His former co-workers and clients remain staunchly loyal. “I have the greatest respect for him personally and professionally,” says Richard S. Ziman, the former C.E.O. of Arden Realty, a company based in Los Angeles that Mr. Walsh helped take public in 1996 and sell in 2006. “I’d testify in court if that was necessary.”
But even among Mr. Walsh’s supporters, a nagging question remains: How could a real estate wizard who built a thriving business by creating new ways of managing risk by sweeping loans off Lehman’s balance sheet end up doing deals that contradicted everything he seemed to stand for — and contribute to the collapse of one of Wall Street’s most venerable firms?

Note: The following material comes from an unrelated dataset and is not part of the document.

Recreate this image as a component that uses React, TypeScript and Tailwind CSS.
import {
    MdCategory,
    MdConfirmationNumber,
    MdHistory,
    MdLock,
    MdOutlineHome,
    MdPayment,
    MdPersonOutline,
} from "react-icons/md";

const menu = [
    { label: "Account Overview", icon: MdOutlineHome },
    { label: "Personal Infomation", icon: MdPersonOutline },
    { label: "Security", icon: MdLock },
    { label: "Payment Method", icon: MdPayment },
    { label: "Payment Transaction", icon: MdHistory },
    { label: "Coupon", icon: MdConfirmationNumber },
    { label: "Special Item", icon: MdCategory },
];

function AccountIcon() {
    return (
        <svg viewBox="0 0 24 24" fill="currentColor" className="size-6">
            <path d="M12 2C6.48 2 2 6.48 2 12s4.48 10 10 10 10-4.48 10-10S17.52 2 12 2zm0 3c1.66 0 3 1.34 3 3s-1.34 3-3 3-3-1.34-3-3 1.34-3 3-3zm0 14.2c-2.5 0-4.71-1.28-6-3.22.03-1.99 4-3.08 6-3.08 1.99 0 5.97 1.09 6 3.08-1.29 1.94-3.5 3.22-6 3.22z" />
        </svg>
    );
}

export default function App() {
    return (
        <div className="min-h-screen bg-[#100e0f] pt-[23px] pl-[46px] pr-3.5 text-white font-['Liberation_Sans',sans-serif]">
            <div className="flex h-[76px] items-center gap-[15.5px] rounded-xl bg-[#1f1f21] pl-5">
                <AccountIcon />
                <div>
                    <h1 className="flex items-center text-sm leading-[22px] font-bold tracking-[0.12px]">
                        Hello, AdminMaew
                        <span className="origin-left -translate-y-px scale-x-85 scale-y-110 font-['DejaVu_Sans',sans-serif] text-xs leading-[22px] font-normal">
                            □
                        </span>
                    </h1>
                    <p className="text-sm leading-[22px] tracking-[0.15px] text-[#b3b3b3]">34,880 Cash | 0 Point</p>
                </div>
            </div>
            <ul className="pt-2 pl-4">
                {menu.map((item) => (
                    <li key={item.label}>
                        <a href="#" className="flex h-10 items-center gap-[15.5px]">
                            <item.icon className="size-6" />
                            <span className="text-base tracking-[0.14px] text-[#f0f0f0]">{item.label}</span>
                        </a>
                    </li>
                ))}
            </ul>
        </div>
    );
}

MR. WALSH grew up in Yonkers, the son of a lawyer who once served as chairman of the New York City Housing Authority. He attended Iona Preparatory School in New Rochelle; the College of the Holy Cross, where he majored in economics; and, finally, the Fordham University School of Law.
After receiving his law degree in 1984, he worked as a real estate lawyer in Miami and handled a lot of foreclosures. That came in handy when he took a job at Lehman in 1988, at the end of an earlier real estate boom that left banks and insurers saddled with mountains of bad loans.

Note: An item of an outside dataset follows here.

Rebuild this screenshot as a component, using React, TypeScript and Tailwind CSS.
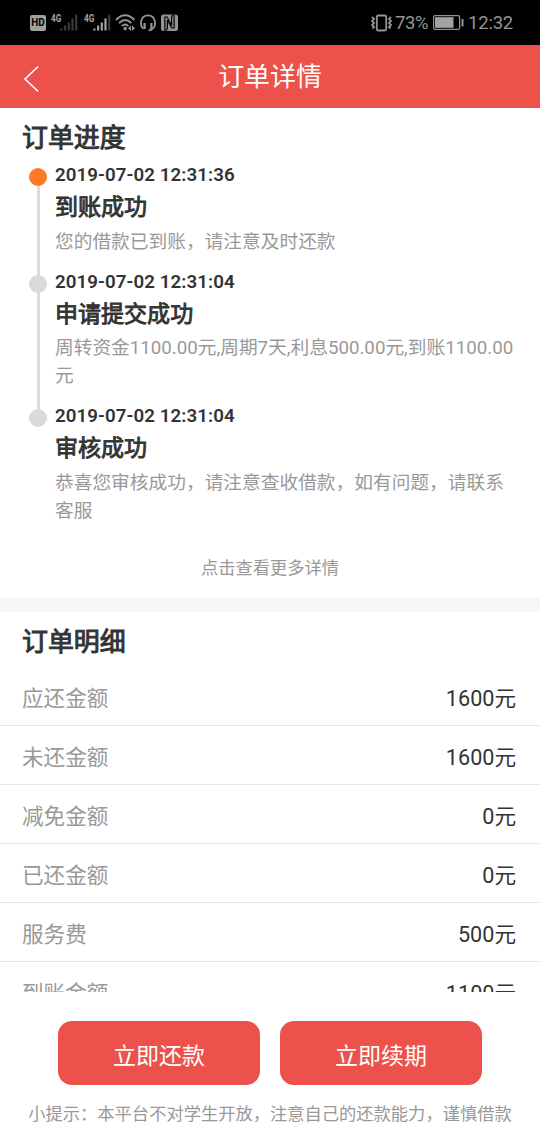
import React from "react";

interface ProgressItem {
	time: string;
	title: string;
	desc: string;
}

const progress: ProgressItem[] = [
	{
		time: "2019-07-02 12:31:36",
		title: "到账成功",
		desc: "您的借款已到账，请注意及时还款",
	},
	{
		time: "2019-07-02 12:31:04",
		title: "申请提交成功",
		desc: "周转资金1100.00元,周期7天,利息500.00元,到账1100.00元",
	},
	{
		time: "2019-07-02 12:31:04",
		title: "审核成功",
		desc: "恭喜您审核成功，请注意查收借款，如有问题，请联系客服",
	},
];

const details = [
	{ label: "应还金额", value: "1600元" },
	{ label: "未还金额", value: "1600元" },
	{ label: "减免金额", value: "0元" },
	{ label: "已还金额", value: "0元" },
	{ label: "服务费", value: "500元" },
	{ label: "到账金额", value: "1100元" },
];

function Signal({ level }: { level: number }) {
	const heights = [2, 5, 8, 12, 16];
	return (
		<>
			<span className="w-[9px] origin-left scale-x-75 text-[11px] leading-[9px] font-bold text-[#a3a3a3]">4G</span>
			<svg width="18" height="17" viewBox="0 0 18 17">
				{heights.map((h, i) => (
					<rect
						key={h}
						x={0.3 + i * 3.7}
						y={16.5 - h}
						width="2.2"
						height={h}
						fill={i < level ? "#a3a3a3" : "#3a3a3a"}
					/>
				))}
			</svg>
		</>
	);
}

function StatusBar() {
	return (
		<div className="flex h-[45px] shrink-0 items-start justify-between bg-black pr-[27px] pl-[30px] text-[#949494]">
			<div className="flex items-start pt-[14px]">
				<span className="mt-px mr-[5px] flex h-[16px] w-4 items-center justify-center rounded-[2px] bg-[#a0a0a0] text-[10px] leading-none font-bold text-black">
					HD
				</span>
				<Signal level={0} />
				<span className="w-[6px]" />
				<Signal level={4} />
				{/* wifi with traffic arrows */}
				<svg className="ml-[4px]" width="21" height="18" viewBox="0 0 21 18" fill="none" stroke="#949494" strokeWidth="1.9">
					<path d="M1 6 Q10 -3.4 19.4 6" />
					<path d="M4 9.2 Q10.2 3 16.4 9.2" />
					<path d="M6.8 12.2 Q10.2 8.8 13.4 12.2" />
					<circle cx="10.2" cy="14.6" r="1.8" fill="#949494" stroke="none" />
					<path d="M16 11.5 L13 14.3 L16 17Z M17 11.5 L20 14.3 L17 17Z" fill="#949494" stroke="none" />
				</svg>
				{/* headset */}
				<svg className="ml-[4px]" width="16" height="18" viewBox="0 0 16 18" fill="none" stroke="#949494" strokeWidth="1.8">
					<path d="M3.5 14.8 C-0.8 11.6 0.2 1.3 8 1.3 S16.8 11.6 12.5 14.8 Q11.5 16.3 8.5 16.3" />
					<path d="M4.6 9 V15 M11.4 9 V15" strokeWidth="2.2" />
				</svg>
				{/* nfc */}
				<svg className="ml-[5px]" width="17" height="17" viewBox="0 0 17 17">
					<rect y="0.5" width="17" height="16.5" rx="2.5" fill="#949494" />
					<path d="M3.9 17 V3 L6.2 3 L10.6 11.5 V3.8 Q10.6 2 12 0.5" fill="none" stroke="#000" strokeWidth="1.2" />
					<path d="M13.1 0.5 V14 L10.8 14 L6.4 6 V13.2 Q6.4 15 5 17" fill="none" stroke="#000" strokeWidth="1.2" />
				</svg>
			</div>
			<div className="flex h-[45px] items-center text-[18.5px] leading-none">
				<svg width="21" height="18" viewBox="0 0 21 18" fill="none" stroke="#949494" strokeWidth="1.8">
					<rect x="5.8" y="1.5" width="9.4" height="15" rx="1.5" />
					<path d="M1 3 L3 5 L1 7 L3 9 L1 11 L3 13 L1.5 14.5" />
					<path d="M20 3 L18 5 L20 7 L18 9 L20 11 L18 13 L19.5 14.5" />
				</svg>
				<span className="ml-[3px] w-[34px] pt-[2px] tracking-[-0.4px]">73%</span>
				<svg className="ml-[4px]" width="31" height="15" viewBox="0 0 31 15">
					<rect x="0.6" y="0.6" width="26" height="13.8" rx="1.5" fill="none" stroke="#949494" strokeWidth="1.2" />
					<rect x="2" y="2.2" width="18.5" height="10.6" fill="#a3a3a3" />
					<rect x="28.5" y="4" width="2" height="7.5" fill="#949494" />
				</svg>
				<span className="mr-px ml-[4px] w-[44px] pt-[2px] text-right tracking-[-0.2px]">12:32</span>
			</div>
		</div>
	);
}

function SectionTitle({ children }: { children: React.ReactNode }) {
	return (
		<h2 className="pl-[22px] text-[25.92px] leading-[39px] text-[#333] [-webkit-text-stroke:1px_#333]">
			{children}
		</h2>
	);
}

function ProgressRow({ item, active, last }: { item: ProgressItem; active: boolean; last: boolean }) {
	return (
		<li className="flex">
			<div className="relative flex w-[18px] shrink-0 justify-center">
				{!last && <div className="absolute top-[17px] bottom-[-17px] w-[3px] bg-[#dcdcdc]" />}
				<div
					className={
						active
							? "relative mt-[7px] size-[18px] rounded-full bg-[#ff7a26]"
							: "relative z-10 mt-[7px] size-[18px] rounded-full bg-[#dadada]"
					}
				/>
			</div>
			<div className="ml-2 flex-1 pb-3">
				<p className="text-[18.72px] leading-7 font-semibold tracking-[0.08px] text-[#333]">{item.time}</p>
				<h3 className="pt-px text-[23.04px] leading-[35px] text-[#333] [-webkit-text-stroke:0.9px_#333]">
					{item.title}
				</h3>
				<p className="mt-[2.6px] text-[18.72px] leading-7 break-all text-[#999]">{item.desc}</p>
			</div>
		</li>
	);
}

export default function App() {
	return (
		<div className="flex h-[1140px] w-[540px] flex-col overflow-hidden bg-white font-[Roboto,'Noto_Sans_CJK_SC',sans-serif]">
			<StatusBar />

			<header className="grid h-[63px] shrink-0 grid-cols-[60px_1fr_60px] items-center bg-[#ec524b] text-white">
				<svg className="mt-1 ml-[23px]" width="17" height="28" viewBox="0 0 17 28" fill="none" stroke="currentColor" strokeWidth="1.6">
					<path d="M15.2 1.5 L2 14 L15.2 26.5" />
				</svg>
				<h1 className="pt-px text-center text-[25.92px] leading-[39px]">订单详情</h1>
			</header>

			<main className="flex h-[884px] shrink-0 flex-col overflow-hidden">
				<section className="h-[490px] shrink-0 pt-[11px]">
					<SectionTitle>订单进度</SectionTitle>
					<ul className="mt-[3px] pr-[26px] pl-[29px]">
						{progress.map((item, i) => (
							<ProgressRow
								key={item.title}
								item={item}
								active={i === 0}
								last={i === progress.length - 1}
							/>
						))}
					</ul>
					<p className="mt-[18px] text-center text-[17.28px] leading-[26px] text-[#999]">点击查看更多详情</p>
				</section>

				<div className="h-[14px] shrink-0 bg-[#f6f6f6]" />

				<section className="shrink-0 pt-[11px]">
					<SectionTitle>订单明细</SectionTitle>
					<div className="mt-[5px]">
						{details.map((row) => (
							<div
								key={row.label}
								className="flex h-[59px] items-center justify-between border-b border-[#e8e8e8] pt-[6px] pr-6 pl-[22px] text-[21.6px]"
							>
								<span className="text-[#999]">{row.label}</span>
								<span className="text-[#333]">{row.value}</span>
							</div>
						))}
					</div>
				</section>
			</main>

			<footer className="flex flex-1 flex-col items-center bg-white pt-[29px]">
				<div className="flex gap-5 text-[23.04px] text-white">
					<button className="h-16 w-[202px] rounded-[14px] bg-[#ec524b] pt-[9px]">立即还款</button>
					<button className="h-16 w-[202px] rounded-[14px] bg-[#ec524b] pt-[9px]">立即续期</button>
				</div>
				<p className="mt-4 text-[17.28px] leading-[26px] whitespace-nowrap text-[#999]">
					小提示：本平台不对学生开放，注意自己的还款能力，谨慎借款
				</p>
			</footer>
		</div>
	);
}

Mr. Walsh bought and sold loans on properties that were often in foreclosure. There were bargains galore. He generated hundreds of millions of profits for the firm and won the confidence of Mr. Fuld, who gave him the authority to make huge loans. Then, along with Ethan Penner of Nomura Securities and Andrew D. Stone of Credit Suisse First Boston, Mr. Walsh discovered securitization. This created an entirely new market for commercial real estate debt. No longer would lenders have to shoulder all the risk from real estate lending. Wall Street could make the same loans and sell them off. The challenge then became lassoing the right kind of developers to back.
The three men marketed their services very differently. Mr. Penner hired Bob Dylan, Stevie Nicks and the Eagles to serenade clients, while Mr. Stone jetted around the country with the likes of Donald Trump. The publicity-shy Mr. Walsh was more understated. Mr. Ziman says Mr. Walsh went fly-fishing with clients in Colorado and Montana.
Developers also loved the fact that Mr. Walsh was willing to lend them enormous sums. In 1997, Barry Sternlicht, then the chief executive of Starwood Hotels and Resorts, needed $7 billion to buy ITT.
“I called up Mark and Goldman Sachs and said, ‘Would you be interested?’” he recalls. “Goldman said they were. They came to see us. But we needed to get it done really quickly. Mark said, ‘Yeah, we’ll do it.’ I said, ‘Really? You are going to do it yourselves?’ He said, ‘Yup.’ ”
Mr. Sternlicht says Mr. Walsh brought Mr. Fuld himself to a meeting at the hotelier’s home to assure him that Lehman would back his acquisition. “Dick Fuld sat there in my living room and said: ‘You have our word. We’ll get this done,’ ” Mr. Sternlicht recalls. “We paid a $20 million fee. I was never so happy paying a fee.” Mr. Fuld declined to be interviewed for this article.
During the late ’90s, Mr. Walsh forged close ties with many of the most prominent developers in New York. He bankrolled Tishman Speyer in its purchase of the Chrysler Building in 1997. He backed Steven C. Witkoff in his purchase of the Woolworth Building in 1998. And he financed the acquisitions by the German real estate developers Aby Rosen and Michael Fuchs of the landmark Lever House and Seagram Building.